[Front-end source files]

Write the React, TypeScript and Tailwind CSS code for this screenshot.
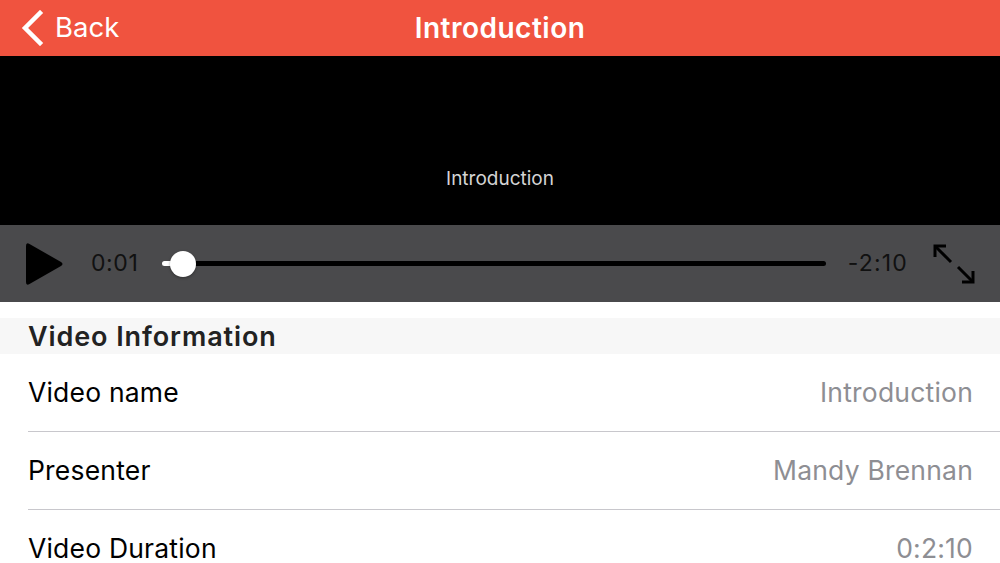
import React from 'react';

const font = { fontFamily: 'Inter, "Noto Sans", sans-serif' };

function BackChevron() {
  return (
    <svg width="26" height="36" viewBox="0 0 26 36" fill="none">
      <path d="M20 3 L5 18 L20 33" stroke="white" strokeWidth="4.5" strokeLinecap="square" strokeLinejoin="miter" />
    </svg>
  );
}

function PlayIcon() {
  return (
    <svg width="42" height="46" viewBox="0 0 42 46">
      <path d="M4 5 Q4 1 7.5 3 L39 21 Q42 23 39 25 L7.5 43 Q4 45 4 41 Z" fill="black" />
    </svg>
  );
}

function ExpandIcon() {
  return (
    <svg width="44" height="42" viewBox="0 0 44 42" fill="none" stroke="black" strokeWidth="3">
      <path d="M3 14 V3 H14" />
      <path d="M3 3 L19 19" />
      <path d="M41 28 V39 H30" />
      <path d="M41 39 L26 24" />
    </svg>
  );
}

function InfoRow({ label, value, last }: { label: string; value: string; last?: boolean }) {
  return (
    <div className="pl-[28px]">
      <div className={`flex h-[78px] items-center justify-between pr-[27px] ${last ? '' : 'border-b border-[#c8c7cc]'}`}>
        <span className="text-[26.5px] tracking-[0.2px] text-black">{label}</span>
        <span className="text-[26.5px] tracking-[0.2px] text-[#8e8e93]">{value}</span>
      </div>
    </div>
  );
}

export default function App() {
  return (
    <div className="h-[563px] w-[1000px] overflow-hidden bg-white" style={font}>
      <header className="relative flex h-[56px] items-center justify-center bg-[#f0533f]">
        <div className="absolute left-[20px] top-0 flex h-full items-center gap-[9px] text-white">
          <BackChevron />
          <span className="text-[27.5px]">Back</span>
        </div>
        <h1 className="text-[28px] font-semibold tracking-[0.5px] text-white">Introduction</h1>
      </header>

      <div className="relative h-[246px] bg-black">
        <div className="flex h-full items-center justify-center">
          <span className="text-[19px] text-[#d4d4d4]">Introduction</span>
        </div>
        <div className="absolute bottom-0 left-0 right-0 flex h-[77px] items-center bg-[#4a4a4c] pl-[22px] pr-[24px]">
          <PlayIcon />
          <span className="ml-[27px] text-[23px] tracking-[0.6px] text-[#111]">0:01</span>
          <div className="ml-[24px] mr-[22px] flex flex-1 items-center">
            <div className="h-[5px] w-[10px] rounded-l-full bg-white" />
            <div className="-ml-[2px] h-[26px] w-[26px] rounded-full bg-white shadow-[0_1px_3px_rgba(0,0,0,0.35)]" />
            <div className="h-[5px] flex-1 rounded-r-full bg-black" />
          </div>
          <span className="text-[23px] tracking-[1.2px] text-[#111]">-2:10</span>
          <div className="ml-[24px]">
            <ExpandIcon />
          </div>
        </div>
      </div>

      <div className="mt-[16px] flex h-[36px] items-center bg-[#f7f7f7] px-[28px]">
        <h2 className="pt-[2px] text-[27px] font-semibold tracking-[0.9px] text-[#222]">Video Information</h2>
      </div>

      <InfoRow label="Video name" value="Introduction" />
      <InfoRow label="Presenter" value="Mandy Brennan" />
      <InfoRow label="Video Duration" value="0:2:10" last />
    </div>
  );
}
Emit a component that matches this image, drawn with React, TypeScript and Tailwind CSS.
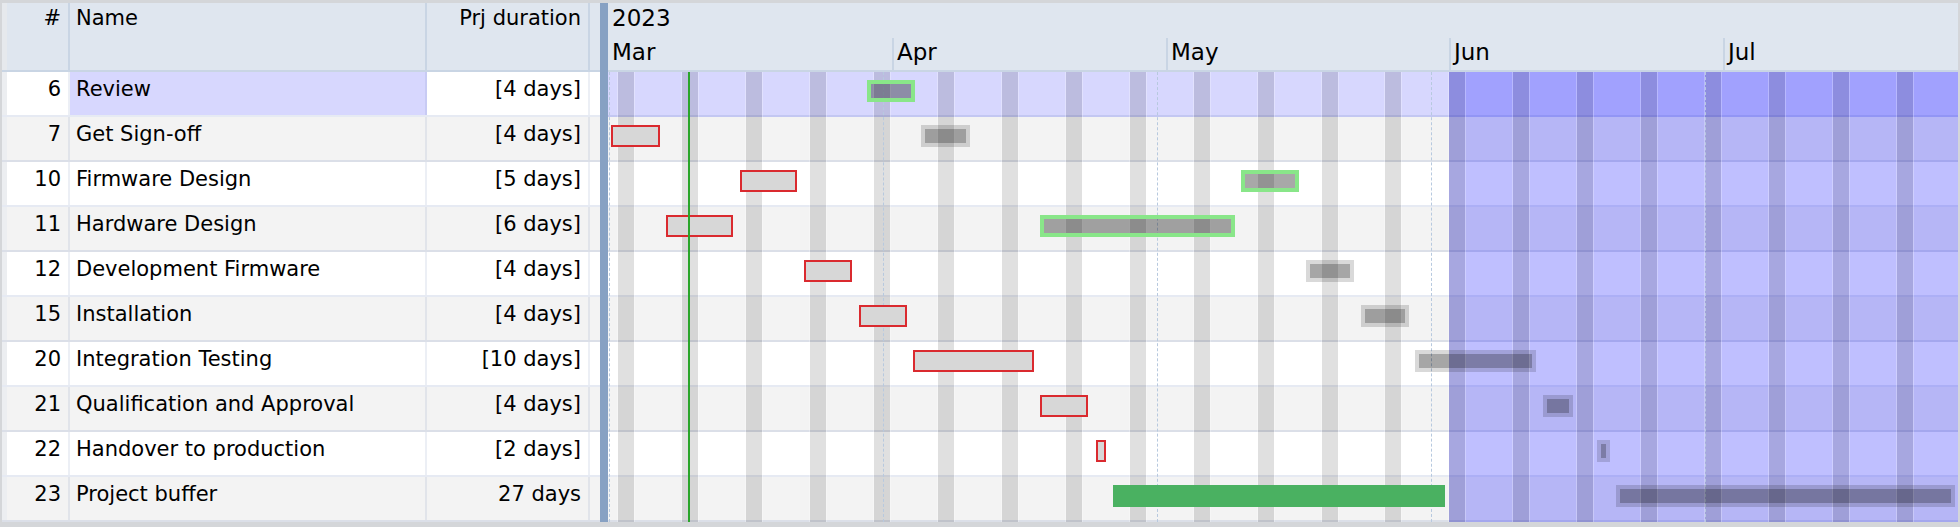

STATED EXERCISE: Repeat the data above exactly, but not the pictures.

SOLUTION:
Write the React, TypeScript and Tailwind CSS code for this screenshot.
import React from 'react';

const font = { fontFamily: 'Inter, "Noto Sans", sans-serif' };

function BackChevron() {
  return (
    <svg width="26" height="36" viewBox="0 0 26 36" fill="none">
      <path d="M20 3 L5 18 L20 33" stroke="white" strokeWidth="4.5" strokeLinecap="square" strokeLinejoin="miter" />
    </svg>
  );
}

function PlayIcon() {
  return (
    <svg width="42" height="46" viewBox="0 0 42 46">
      <path d="M4 5 Q4 1 7.5 3 L39 21 Q42 23 39 25 L7.5 43 Q4 45 4 41 Z" fill="black" />
    </svg>
  );
}

function ExpandIcon() {
  return (
    <svg width="44" height="42" viewBox="0 0 44 42" fill="none" stroke="black" strokeWidth="3">
      <path d="M3 14 V3 H14" />
      <path d="M3 3 L19 19" />
      <path d="M41 28 V39 H30" />
      <path d="M41 39 L26 24" />
    </svg>
  );
}

function InfoRow({ label, value, last }: { label: string; value: string; last?: boolean }) {
  return (
    <div className="pl-[28px]">
      <div className={`flex h-[78px] items-center justify-between pr-[27px] ${last ? '' : 'border-b border-[#c8c7cc]'}`}>
        <span className="text-[26.5px] tracking-[0.2px] text-black">{label}</span>
        <span className="text-[26.5px] tracking-[0.2px] text-[#8e8e93]">{value}</span>
      </div>
    </div>
  );
}

export default function App() {
  return (
    <div className="h-[563px] w-[1000px] overflow-hidden bg-white" style={font}>
      <header className="relative flex h-[56px] items-center justify-center bg-[#f0533f]">
        <div className="absolute left-[20px] top-0 flex h-full items-center gap-[9px] text-white">
          <BackChevron />
          <span className="text-[27.5px]">Back</span>
        </div>
        <h1 className="text-[28px] font-semibold tracking-[0.5px] text-white">Introduction</h1>
      </header>

      <div className="relative h-[246px] bg-black">
        <div className="flex h-full items-center justify-center">
          <span className="text-[19px] text-[#d4d4d4]">Introduction</span>
        </div>
        <div className="absolute bottom-0 left-0 right-0 flex h-[77px] items-center bg-[#4a4a4c] pl-[22px] pr-[24px]">
          <PlayIcon />
          <span className="ml-[27px] text-[23px] tracking-[0.6px] text-[#111]">0:01</span>
          <div className="ml-[24px] mr-[22px] flex flex-1 items-center">
            <div className="h-[5px] w-[10px] rounded-l-full bg-white" />
            <div className="-ml-[2px] h-[26px] w-[26px] rounded-full bg-white shadow-[0_1px_3px_rgba(0,0,0,0.35)]" />
            <div className="h-[5px] flex-1 rounded-r-full bg-black" />
          </div>
          <span className="text-[23px] tracking-[1.2px] text-[#111]">-2:10</span>
          <div className="ml-[24px]">
            <ExpandIcon />
          </div>
        </div>
      </div>

      <div className="mt-[16px] flex h-[36px] items-center bg-[#f7f7f7] px-[28px]">
        <h2 className="pt-[2px] text-[27px] font-semibold tracking-[0.9px] text-[#222]">Video Information</h2>
      </div>

      <InfoRow label="Video name" value="Introduction" />
      <InfoRow label="Presenter" value="Mandy Brennan" />
      <InfoRow label="Video Duration" value="0:2:10" last />
    </div>
  );
}
Emit a component that matches this image, drawn with React, TypeScript and Tailwind CSS.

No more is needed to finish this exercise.